In Ecuador a Waorani è stato lanciato un avvertimento chiaro: “non permetteremo ai ‘kowori‘ (stranieri) di entrare nel Blocco 43“. Tuttavia, questo avviso non è rivolto alle compagnie petrolifere, bensì agli ambientalisti. Nella riserva naturale di Yasuni, nella regione amazzonica nord-orientale dell’Ecuador, il referendum del 20 agosto sulla sospensione della produzione di petrolio sta dividendo la popolazione, comprese le comunità indigene.
Richiesta da dieci anni dal gruppo ambientalista Yasunidos, questa consultazione nazionale, autorizzata lo scorso maggio dalla più alta corte del Paese, dovrà decidere sul futuro del blocco Ishpingo, Tambococha e Tiputini (ITT), noto come “Blocco 43”, ai margini del parco Yasuni, il cui milione di ettari di foresta pluviale costituisce una riserva mondiale di biodiversità.

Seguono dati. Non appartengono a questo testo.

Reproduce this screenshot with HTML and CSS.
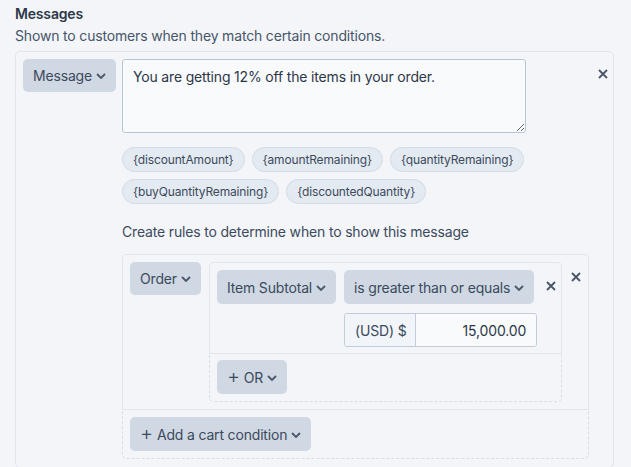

Perché il petrolio è difeso dagli indigeni
Donne seminude, scortate da guerrieri con lance in mano, hanno intonato il loro canto di guerra davanti ai giornalisti invitati dalla compagnia petrolifera nazionale Petroecuador. Chiedono “una consultazione con i veri proprietari della terra“, come i Waorani, e non con l’intera popolazione ecuadoriana, spiega Felipe Ima, uno dei leader della comunità Kawymeno a cui appartengono, l’unico popolo Waorani nell’area del Blocco 43, nell’estremo est della provincia di Orellana, al confine con il Perù.
I suoi 400 membri, insieme ad alcune comunità vicine del popolo Kichwa, ritengono che lo sfruttamento petrolifero compensi l’assenza dello Stato: “Se non ci fosse l’industria petrolifera, non avremmo l’istruzione, la salute, il benessere familiare”, ha dichiarato alla stampa Panenky Huabe, capo della comunità. E molti di loro lavorano proprio per Petroecuador. La produzione di petrolio è iniziata su larga scala in Ecuador negli anni ’70, in linea con la colonizzazione economica delle regioni amazzoniche da parte dello Stato.
La situazione dei giacimenti petroliferi in Ecuador
Il presidente di sinistra Rafael Correa (2007-2017) aveva approvato la produzione di petrolio nello Yasuni dopo aver cercato senza successo di ottenere un piano internazionale del valore di 3,6 miliardi di dollari per compensare il mancato sfruttamento del giacimento in nome della protezione ambientale. Il greggio ha iniziato a fluire nel 2016 e ora contribuisce con 57.000 barili al giorno alla produzione totale dell’Ecuador (464.000 barili tra gennaio e aprile). Principale prodotto di esportazione, l’oro nero porta in media 12 miliardi di dollari all’anno di entrate, una manna per le casse dello Stato e per lo “sviluppo” del Paese, secondo le autorità.
Ma gli ambientalisti lo vedono come una maledizione, con la foresta che si ritira costantemente e l’inquinamento su larga scala che continua a provocare danni. Oltre all’ITT, altri giacimenti petroliferi sono sfruttati da anni nello Yasuni e il Blocco 43 “è l’unica parte (della foresta) rimasta da salvare con il referendum“, spiega Pedro Bermeo, avvocato e portavoce del collettivo Yasunidos.
Le conseguenze del referendum dei Waorani
Il referendum sta causando divisioni all’interno del popolo Waorani, che conta circa 4.800 persone e possiede circa 800.000 ettari di foresta nelle province di Orellana, Pastaza e Napo. In visita a Parigi la scorsa settimana insieme alla svedese Greta Thunberg, l’attivista ecuadoriana Helena Gualinga, del popolo amazzonico Sarayaku, ha sottolineato che questa consultazione “è un precedente estremamente importante che può essere riprodotto in tutto il mondo e dovrebbe essere un segno di speranza” affinché le persone “possano decidere la direzione che vogliono prendere” per quanto riguarda il futuro ecologico dei loro territori.
Nel 2019, i Waorani di Pastaza hanno ottenuto una storica sentenza del tribunale che impedisce alle compagnie petrolifere di entrare in 180.000 ettari di territorio vergine. Per lo sfruttamento del blocco, Petroecuador è autorizzata a lavorare su circa 300 ettari dello Yasuni; dichiara di averne utilizzati appena 80. I giacimenti ITT hanno già fruttato allo Stato 4,2 miliardi di dollari e le riserve sono stimate in 282 milioni di barili su un totale di 1,2 miliardi. Se il referendum deciderà di porre fine alle operazioni, avverte la compagnia petrolifera, le perdite saranno notevoli: 16,47 miliardi di dollari persi in 20 anni, abbandono dei giacimenti e degli investimenti già effettuati e disoccupazione, avverte il direttore della compagnia, Ramon Correa.